John Piper: Questions Christians Need to Ask Themselves Before Watching Netflix Shows
Christian preacher and founder of desiringGod.org John Piper has listed a number of questions Christians need to ask themselves before watching a show on Netflix or any TV network.
Piper warned on Monday that Christians are "in the grip of the spirit of the age and in the grip of popular culture and popular entertainments." Believers need to reorient their thinking.
"For this to happen, it would be a great work of God, not me. It would be a miracle if it happened to a few listeners. I certainly need it to happen more deeply in my own life as I try to navigate these cultural waters," he stated.
One of the questions Christians need to ask themselves is: "What are you longing for most earnestly and with the greatest passion in your life? What are you longing for? Let's just say in your relation to Christ — in your personal walk and relation to Christ — what are you longing for?"

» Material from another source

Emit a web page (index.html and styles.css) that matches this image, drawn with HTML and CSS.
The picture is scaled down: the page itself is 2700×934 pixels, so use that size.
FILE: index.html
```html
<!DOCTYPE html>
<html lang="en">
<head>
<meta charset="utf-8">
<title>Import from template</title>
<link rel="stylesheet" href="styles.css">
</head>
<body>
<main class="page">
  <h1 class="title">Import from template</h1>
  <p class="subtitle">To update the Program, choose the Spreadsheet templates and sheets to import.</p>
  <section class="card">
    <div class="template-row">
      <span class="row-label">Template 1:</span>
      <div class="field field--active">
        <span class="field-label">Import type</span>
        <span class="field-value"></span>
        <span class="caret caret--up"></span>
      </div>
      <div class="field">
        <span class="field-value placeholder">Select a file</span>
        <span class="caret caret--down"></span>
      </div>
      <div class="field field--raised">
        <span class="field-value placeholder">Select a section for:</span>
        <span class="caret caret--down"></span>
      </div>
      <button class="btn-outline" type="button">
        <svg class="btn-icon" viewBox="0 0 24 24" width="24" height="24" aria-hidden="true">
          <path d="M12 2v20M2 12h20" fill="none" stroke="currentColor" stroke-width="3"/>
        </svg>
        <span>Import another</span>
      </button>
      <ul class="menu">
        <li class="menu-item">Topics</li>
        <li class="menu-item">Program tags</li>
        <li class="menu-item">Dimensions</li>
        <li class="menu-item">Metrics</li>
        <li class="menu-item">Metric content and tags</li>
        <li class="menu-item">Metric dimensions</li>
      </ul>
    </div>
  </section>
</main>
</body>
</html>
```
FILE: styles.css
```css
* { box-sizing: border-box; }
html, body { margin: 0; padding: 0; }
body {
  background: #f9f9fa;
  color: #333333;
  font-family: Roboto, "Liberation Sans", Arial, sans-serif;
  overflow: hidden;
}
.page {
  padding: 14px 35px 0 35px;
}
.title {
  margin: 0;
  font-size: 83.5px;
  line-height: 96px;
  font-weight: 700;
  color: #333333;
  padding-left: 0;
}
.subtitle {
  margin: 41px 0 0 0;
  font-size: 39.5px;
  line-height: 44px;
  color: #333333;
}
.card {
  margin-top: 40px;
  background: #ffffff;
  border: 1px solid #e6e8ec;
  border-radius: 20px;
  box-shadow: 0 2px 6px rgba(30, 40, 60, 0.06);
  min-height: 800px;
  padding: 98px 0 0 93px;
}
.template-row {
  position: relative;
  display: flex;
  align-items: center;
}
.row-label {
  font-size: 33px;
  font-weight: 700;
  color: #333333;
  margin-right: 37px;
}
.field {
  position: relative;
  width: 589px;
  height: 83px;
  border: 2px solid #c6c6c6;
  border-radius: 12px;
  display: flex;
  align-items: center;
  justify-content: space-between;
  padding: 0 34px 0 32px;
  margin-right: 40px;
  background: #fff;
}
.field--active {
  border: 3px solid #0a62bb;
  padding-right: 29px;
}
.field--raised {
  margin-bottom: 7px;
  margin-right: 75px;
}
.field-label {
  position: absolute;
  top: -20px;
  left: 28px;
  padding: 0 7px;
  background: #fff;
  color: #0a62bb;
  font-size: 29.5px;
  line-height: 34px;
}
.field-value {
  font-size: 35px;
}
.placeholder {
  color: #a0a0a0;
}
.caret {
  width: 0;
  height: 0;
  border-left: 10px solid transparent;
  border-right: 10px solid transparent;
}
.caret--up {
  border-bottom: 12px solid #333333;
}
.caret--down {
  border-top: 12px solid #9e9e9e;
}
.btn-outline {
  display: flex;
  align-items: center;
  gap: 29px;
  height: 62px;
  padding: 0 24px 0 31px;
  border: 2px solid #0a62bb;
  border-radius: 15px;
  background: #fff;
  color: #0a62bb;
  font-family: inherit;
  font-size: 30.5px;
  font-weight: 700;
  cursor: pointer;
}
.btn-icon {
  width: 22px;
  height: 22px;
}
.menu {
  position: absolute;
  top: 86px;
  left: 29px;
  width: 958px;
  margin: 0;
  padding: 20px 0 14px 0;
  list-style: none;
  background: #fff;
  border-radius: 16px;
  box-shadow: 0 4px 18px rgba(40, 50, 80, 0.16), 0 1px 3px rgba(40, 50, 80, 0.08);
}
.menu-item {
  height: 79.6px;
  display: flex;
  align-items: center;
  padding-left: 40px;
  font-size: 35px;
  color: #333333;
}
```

Piper suggested that people need to analyze whether they are searching for intimacy, depth, power, or whether they are searching for Jesus.
"Do you even think in these terms? Do you go to bed with these longings? Do you wake up with these longings governing your life? Do you devote time, perhaps on the Lord's Day, to seek his face in intensifying these longings? If not, that's the issue," he said.

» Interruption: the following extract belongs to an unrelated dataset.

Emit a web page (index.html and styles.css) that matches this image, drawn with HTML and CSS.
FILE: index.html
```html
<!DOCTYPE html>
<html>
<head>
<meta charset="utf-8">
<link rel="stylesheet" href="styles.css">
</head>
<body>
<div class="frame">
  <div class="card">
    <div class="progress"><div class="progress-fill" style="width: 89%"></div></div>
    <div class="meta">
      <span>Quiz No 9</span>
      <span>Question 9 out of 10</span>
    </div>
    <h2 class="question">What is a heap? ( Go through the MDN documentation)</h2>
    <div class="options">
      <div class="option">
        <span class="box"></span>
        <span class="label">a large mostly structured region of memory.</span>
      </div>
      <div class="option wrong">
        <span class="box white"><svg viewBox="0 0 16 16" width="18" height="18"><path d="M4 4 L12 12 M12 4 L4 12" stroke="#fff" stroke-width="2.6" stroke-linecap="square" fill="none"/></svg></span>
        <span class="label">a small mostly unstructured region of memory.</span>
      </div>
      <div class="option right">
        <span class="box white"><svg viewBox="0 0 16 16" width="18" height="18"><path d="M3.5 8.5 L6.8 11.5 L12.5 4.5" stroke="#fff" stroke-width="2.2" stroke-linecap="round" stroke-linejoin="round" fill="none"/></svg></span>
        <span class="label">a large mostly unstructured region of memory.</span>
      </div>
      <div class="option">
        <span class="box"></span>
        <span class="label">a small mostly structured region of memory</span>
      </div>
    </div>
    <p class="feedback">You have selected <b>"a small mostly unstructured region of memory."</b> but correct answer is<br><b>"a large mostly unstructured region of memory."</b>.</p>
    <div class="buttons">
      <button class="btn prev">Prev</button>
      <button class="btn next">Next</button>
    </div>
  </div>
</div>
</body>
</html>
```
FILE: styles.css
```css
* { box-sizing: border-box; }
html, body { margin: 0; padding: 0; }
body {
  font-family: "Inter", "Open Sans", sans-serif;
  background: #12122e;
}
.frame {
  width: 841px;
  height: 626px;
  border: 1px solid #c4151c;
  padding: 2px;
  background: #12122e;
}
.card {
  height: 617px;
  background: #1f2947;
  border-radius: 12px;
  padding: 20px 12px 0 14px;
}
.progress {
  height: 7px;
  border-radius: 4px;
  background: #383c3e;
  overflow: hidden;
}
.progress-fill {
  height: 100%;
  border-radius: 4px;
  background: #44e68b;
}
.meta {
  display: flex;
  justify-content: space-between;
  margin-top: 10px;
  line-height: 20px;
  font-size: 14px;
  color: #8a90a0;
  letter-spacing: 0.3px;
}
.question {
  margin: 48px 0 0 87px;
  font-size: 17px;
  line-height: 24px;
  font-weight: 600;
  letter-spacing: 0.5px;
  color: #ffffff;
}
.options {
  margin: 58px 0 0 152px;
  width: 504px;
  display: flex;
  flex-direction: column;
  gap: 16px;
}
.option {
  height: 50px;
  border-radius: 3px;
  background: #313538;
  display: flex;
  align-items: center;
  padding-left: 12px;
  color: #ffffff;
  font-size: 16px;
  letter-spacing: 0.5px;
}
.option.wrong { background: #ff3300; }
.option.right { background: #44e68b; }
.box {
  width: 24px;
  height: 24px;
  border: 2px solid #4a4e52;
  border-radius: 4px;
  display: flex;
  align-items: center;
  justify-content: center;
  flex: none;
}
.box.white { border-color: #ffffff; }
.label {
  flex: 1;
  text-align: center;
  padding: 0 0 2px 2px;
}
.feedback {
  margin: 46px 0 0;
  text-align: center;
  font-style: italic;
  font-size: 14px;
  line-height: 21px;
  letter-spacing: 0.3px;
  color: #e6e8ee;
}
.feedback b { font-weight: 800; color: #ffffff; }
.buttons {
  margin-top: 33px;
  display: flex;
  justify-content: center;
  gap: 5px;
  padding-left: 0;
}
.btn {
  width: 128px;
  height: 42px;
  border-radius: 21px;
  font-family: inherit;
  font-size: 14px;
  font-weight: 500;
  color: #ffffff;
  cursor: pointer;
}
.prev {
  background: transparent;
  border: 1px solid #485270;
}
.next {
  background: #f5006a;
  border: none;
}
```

"This is ten thousand times more important than what particular shows you click on. This will govern that. But if this is missing — if the growing intensification of these longings in your relationship with Jesus is missing — no answers will make any difference about your entertainment habits."
While posing the question differently, he said that people need to explore what they long for in relationships with other people.
"Do you long to represent Jesus with greater compelling forcefulness? Do you long for a greater love for people and a greater zeal for their salvation? Do you long to have greater boldness and encouragement from God in your own representation of Christ? Do you long to be a means of other people's holiness and purity and power?" he asked.
"Do you long to bring the word of God from your encounter with the risen Christ into the lives of other people with effectiveness? Do you long for readiness to speak hope-filled words into the face of those who are dying or suffering or coming out of divorces?"
He further suggested that people need to carry the "aroma of Christ" and seek to inspire others by their own example.
The preacher warned that if Christians are not thinking in such terms, then there's no point in discussing whether watching particular shows is right or wrong.
"If we don't have that, we don't even have in place the mindset that can make those kinds of judgments possible," he said.
Other questions he said should be explored include whether a show makes Christ "more clear and precious," or whether it makes "biblical realities more unreal."
"Does the show make the Bible and immersion in Scripture and meditation more desirable to my heart or awkward to find time for? Does this show leave me with a disinclination to pray and seek God's face and long for his power? Does this show dampen my zeal for missions and my desire to see salvation come to the lives of the people around me — not to mention the people in Hollywood?" Piper continued.
"Does it leave me with any desire for a great revival in my city — to see people brokenhearted for the sin represented in a lot of these shows? Does this show sweeten my experience of corporate worship with God's people and make it more authentic?"
Shows, he said, should heighten one's desire for justice and God's righteous rule.
"Does it help me want to get in a boat or a plane and go to some hard place and die for Jesus? Does this show make a better, more natural conversationalist about spiritual realities like heaven and hell and the Holy Spirit and the gospel and faith?" he said.
In the past, Piper has suggested that popular shows like HBO's "Game of Thrones" may not be suitable for Christians, due to the way sexual content is presented.
Pastor Kevin DeYoung of Christ Covenant Church in Matthews, North Carolina, recently made a similar observation, arguing that he has not seen a single compelling argument for Christians watching "Game of Thrones" and its graphic sex scenes.